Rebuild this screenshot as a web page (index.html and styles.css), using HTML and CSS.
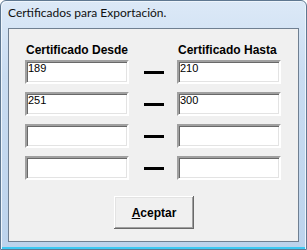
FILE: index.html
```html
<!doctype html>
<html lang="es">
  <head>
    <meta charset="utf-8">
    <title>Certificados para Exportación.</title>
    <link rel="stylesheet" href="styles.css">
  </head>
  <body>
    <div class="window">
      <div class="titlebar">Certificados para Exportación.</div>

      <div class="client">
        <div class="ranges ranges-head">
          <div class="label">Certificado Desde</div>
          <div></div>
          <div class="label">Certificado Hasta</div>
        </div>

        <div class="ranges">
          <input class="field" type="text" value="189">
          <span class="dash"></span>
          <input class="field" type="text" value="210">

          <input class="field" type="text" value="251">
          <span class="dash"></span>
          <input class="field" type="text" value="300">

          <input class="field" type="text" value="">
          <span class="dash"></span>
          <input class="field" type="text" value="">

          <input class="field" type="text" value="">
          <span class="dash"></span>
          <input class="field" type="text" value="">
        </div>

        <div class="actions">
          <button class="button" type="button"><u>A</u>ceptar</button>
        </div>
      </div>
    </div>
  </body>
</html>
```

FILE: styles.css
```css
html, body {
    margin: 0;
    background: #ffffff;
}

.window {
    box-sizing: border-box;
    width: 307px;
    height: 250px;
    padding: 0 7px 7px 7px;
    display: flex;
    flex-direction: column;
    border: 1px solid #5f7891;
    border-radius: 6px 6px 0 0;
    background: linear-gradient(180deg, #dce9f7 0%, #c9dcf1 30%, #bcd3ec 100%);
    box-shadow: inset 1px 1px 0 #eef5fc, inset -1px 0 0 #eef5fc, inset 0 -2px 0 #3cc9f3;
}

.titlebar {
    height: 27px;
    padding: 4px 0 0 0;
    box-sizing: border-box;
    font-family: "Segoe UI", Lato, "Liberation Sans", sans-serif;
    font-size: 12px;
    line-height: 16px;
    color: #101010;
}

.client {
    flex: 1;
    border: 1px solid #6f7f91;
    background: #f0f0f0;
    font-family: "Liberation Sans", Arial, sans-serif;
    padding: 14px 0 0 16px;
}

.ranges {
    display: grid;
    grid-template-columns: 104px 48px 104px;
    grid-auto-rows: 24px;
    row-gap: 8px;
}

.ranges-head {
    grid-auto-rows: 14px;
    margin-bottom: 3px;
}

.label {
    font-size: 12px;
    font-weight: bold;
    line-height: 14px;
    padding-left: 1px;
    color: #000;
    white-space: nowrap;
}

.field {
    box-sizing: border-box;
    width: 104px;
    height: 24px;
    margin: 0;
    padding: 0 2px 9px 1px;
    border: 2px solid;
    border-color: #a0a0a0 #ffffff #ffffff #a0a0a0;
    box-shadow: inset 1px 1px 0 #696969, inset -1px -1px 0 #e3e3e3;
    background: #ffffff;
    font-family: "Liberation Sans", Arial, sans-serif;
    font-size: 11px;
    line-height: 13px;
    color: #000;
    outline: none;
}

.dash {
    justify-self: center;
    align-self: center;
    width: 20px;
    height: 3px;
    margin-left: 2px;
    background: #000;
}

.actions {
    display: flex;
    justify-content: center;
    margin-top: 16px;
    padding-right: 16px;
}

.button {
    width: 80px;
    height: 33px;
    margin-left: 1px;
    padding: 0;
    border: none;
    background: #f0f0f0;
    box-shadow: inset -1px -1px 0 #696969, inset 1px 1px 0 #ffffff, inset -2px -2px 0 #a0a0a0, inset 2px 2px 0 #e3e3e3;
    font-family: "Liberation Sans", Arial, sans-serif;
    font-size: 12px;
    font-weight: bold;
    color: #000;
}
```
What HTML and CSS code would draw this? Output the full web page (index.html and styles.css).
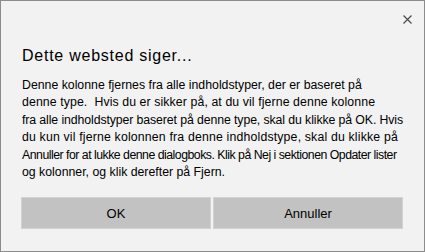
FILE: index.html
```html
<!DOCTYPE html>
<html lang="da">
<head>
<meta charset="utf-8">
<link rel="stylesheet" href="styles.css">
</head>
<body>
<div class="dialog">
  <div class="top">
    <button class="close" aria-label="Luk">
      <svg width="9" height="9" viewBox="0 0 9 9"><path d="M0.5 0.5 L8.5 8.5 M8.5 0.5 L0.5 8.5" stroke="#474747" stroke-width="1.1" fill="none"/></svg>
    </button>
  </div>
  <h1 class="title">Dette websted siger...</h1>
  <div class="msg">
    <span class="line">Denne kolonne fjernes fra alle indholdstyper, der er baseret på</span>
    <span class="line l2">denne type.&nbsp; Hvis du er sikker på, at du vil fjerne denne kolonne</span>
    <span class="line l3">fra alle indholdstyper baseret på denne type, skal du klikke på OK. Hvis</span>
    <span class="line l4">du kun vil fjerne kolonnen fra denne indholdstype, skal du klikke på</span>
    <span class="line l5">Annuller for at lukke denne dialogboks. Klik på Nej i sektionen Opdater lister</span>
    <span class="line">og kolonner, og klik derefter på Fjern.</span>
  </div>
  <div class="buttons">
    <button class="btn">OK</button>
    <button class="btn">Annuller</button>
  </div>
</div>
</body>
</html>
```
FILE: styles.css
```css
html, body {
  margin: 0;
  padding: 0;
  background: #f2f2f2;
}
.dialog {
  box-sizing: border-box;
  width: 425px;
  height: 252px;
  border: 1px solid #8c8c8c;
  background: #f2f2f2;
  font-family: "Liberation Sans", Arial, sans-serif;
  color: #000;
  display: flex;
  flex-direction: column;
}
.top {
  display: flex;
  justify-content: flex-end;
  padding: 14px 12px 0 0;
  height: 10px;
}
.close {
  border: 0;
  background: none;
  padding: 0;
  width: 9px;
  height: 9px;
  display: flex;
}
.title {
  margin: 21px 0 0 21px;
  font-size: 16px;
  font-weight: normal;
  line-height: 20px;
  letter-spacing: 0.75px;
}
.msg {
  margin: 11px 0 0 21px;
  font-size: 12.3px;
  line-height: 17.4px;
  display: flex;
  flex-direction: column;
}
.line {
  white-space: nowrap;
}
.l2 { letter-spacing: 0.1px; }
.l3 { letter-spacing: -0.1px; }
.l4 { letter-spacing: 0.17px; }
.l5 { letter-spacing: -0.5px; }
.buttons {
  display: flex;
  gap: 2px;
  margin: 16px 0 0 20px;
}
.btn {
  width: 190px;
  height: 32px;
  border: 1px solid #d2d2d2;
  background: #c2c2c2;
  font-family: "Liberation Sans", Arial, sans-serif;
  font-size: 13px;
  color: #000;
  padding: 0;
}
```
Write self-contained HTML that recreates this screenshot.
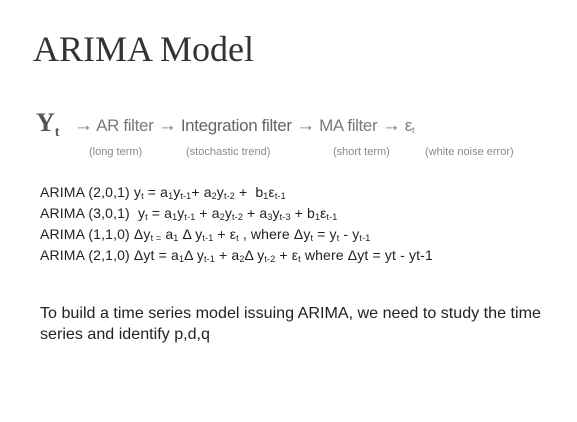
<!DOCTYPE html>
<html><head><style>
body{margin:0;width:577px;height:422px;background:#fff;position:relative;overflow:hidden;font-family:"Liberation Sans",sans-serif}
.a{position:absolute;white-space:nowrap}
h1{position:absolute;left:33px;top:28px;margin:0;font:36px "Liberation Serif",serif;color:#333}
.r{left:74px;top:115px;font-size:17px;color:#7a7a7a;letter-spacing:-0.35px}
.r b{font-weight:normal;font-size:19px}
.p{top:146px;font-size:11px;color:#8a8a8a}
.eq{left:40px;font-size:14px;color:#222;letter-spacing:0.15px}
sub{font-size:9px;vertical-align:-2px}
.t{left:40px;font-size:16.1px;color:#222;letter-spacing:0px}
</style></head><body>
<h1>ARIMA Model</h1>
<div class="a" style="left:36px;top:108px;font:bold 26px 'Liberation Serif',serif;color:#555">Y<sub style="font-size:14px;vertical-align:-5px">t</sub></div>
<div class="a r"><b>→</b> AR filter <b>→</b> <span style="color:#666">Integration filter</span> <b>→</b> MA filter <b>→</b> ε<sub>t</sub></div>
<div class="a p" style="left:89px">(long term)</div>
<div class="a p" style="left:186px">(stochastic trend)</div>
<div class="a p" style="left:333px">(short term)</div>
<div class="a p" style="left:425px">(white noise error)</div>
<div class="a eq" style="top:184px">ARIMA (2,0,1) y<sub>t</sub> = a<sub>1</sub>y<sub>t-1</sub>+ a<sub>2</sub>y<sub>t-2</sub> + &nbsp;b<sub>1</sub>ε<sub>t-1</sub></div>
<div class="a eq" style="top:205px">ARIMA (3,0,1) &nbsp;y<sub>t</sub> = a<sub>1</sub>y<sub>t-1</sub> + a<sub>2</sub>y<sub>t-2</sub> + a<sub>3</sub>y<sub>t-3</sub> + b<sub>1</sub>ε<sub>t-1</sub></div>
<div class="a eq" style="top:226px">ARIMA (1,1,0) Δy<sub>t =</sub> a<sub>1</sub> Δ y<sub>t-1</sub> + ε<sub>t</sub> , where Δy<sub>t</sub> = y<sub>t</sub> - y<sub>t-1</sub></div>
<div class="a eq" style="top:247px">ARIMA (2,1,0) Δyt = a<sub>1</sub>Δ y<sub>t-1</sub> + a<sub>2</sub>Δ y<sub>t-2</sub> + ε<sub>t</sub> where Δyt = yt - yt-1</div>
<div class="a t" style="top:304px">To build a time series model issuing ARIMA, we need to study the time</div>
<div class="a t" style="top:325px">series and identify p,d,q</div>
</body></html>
________________________________________
- _JOB_: Gather and return every line that holds the string "self".

- _SOLVED PROBLEM_:
    justify-self: center;
    align-self: center;
Write self-contained HTML that recreates this screenshot.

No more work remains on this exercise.